## What is required
Skip all pictures. Write out the data below from its first line through the line that contains "import React from 'react';".
— Begin Material shown —
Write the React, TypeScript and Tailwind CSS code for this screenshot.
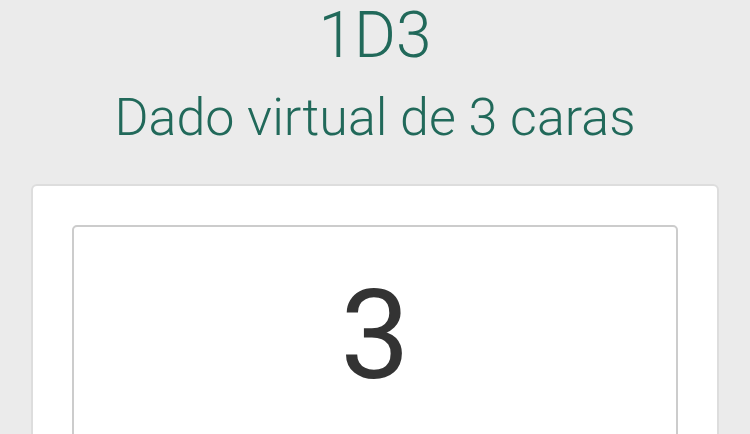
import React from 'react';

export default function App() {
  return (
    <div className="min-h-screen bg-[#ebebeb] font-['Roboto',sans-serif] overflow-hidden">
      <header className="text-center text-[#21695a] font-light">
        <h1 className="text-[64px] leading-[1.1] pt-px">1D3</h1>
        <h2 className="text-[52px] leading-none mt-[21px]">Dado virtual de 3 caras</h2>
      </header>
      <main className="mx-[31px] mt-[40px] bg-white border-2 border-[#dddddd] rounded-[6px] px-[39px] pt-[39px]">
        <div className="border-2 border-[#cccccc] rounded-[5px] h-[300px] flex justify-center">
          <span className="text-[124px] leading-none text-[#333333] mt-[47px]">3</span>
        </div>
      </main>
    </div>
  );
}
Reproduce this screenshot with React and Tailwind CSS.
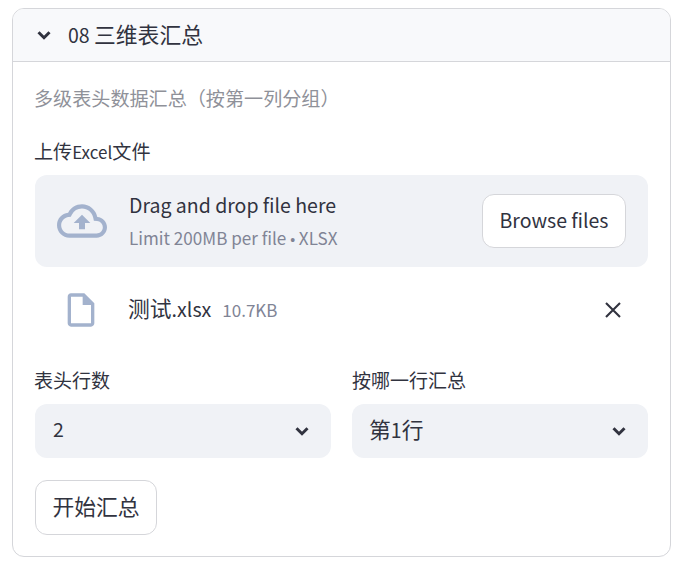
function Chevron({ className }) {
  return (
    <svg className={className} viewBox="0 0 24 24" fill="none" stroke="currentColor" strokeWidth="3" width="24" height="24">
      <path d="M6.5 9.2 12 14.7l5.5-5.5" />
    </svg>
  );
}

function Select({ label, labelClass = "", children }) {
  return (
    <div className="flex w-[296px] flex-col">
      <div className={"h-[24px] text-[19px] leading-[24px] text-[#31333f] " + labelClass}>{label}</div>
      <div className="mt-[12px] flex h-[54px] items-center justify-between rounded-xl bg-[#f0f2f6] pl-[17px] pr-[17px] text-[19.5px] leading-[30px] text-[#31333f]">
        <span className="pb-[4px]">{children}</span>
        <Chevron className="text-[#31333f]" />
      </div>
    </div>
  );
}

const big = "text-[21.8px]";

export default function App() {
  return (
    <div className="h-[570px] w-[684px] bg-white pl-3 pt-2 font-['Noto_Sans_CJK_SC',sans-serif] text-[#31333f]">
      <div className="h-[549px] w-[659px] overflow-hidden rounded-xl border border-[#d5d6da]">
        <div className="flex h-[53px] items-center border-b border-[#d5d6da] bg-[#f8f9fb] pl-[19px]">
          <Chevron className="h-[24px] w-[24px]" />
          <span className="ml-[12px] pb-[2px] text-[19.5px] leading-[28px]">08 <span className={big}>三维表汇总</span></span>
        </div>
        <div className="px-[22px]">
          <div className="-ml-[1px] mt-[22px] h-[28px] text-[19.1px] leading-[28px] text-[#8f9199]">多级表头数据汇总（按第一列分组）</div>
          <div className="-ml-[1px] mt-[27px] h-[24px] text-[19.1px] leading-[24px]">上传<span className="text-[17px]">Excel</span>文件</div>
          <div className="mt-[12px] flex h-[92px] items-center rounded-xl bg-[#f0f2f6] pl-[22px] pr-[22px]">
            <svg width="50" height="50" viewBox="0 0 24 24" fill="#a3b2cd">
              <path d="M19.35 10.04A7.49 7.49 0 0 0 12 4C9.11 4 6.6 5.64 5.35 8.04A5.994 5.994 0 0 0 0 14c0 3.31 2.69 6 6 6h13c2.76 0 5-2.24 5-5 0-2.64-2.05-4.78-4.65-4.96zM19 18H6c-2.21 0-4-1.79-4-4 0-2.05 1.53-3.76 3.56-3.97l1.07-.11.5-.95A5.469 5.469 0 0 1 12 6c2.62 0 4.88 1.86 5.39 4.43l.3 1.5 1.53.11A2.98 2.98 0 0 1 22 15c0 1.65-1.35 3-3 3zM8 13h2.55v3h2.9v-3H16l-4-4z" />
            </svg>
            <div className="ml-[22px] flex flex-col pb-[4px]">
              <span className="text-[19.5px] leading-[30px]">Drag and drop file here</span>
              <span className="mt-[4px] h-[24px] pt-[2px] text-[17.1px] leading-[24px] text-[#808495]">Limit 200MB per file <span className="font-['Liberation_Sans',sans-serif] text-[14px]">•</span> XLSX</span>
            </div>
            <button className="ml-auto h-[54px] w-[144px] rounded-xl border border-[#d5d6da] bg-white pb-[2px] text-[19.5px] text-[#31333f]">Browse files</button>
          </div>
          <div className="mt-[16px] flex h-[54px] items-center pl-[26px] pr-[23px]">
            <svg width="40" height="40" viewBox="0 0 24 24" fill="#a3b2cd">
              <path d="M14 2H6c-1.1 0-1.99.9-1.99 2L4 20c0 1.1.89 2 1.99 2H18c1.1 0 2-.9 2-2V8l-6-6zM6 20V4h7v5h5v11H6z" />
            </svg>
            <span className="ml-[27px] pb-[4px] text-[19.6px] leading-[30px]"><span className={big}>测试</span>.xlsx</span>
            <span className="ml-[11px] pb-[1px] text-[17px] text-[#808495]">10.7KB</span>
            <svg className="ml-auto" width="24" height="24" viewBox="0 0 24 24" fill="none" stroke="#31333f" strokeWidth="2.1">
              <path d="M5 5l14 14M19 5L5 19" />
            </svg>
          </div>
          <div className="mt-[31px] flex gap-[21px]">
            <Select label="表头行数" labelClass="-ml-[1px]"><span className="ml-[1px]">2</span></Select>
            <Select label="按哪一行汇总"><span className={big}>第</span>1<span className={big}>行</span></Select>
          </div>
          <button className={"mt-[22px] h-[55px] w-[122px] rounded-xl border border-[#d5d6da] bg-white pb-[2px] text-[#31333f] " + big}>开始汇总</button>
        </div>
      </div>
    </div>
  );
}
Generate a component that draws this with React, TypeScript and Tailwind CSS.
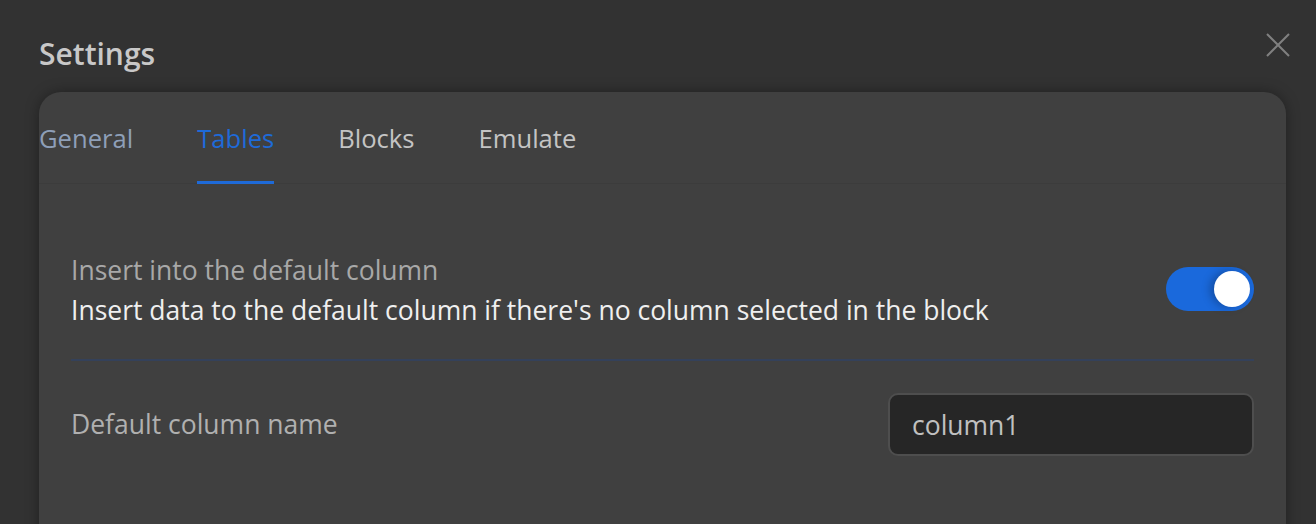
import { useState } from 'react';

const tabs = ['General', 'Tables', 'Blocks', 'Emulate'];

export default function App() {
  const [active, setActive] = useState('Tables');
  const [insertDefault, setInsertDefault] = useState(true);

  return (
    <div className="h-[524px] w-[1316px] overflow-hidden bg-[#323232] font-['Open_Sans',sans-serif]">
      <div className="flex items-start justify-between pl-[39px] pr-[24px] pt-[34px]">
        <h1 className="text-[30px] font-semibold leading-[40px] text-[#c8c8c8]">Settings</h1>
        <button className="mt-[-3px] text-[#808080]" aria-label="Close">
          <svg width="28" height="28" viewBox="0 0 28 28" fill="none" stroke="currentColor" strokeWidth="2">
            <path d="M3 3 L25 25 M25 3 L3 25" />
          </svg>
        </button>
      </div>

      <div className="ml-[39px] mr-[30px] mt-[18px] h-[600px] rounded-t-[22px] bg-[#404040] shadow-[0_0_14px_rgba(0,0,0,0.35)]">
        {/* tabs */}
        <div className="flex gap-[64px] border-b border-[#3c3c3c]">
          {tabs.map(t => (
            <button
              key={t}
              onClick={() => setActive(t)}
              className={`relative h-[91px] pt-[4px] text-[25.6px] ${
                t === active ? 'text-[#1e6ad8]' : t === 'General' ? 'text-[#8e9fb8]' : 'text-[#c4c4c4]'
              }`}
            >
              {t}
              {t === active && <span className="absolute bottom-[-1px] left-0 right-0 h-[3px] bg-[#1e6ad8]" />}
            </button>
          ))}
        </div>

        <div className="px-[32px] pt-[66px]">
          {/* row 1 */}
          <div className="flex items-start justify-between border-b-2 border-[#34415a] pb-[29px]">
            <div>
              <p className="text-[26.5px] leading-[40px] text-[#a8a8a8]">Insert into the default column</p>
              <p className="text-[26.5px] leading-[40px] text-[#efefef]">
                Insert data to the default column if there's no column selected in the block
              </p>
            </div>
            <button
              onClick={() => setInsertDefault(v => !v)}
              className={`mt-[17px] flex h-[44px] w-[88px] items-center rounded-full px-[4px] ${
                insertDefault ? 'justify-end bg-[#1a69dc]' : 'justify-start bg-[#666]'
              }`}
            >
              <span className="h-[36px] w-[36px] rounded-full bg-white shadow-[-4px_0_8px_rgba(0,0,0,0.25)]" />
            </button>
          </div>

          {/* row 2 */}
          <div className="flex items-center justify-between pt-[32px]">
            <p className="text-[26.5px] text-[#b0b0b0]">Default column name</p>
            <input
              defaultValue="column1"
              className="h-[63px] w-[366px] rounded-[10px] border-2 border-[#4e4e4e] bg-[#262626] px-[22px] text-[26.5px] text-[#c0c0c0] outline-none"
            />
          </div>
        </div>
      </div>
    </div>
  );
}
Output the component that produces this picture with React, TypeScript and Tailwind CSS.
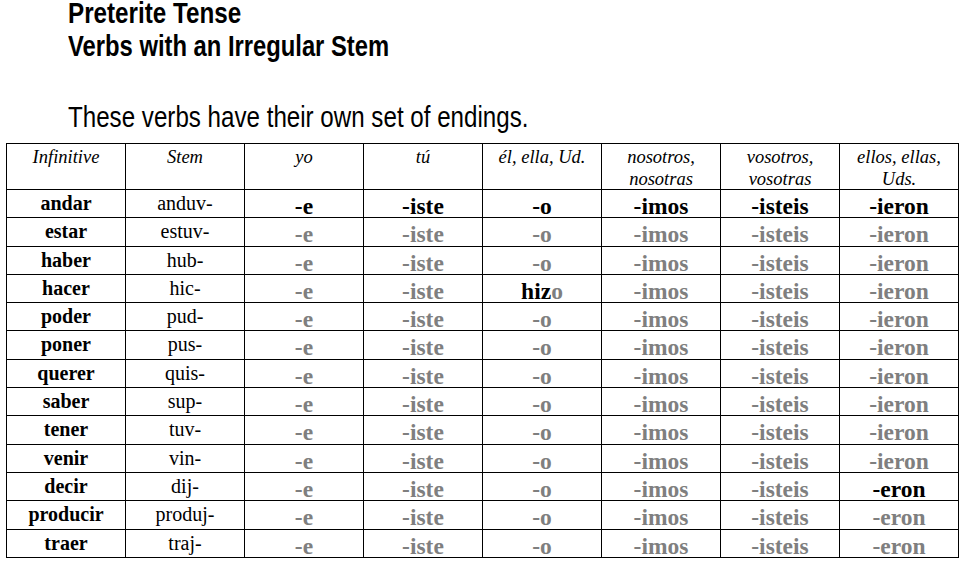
— End Material shown —
## Output
Write the React, TypeScript and Tailwind CSS code for this screenshot.
import React from 'react';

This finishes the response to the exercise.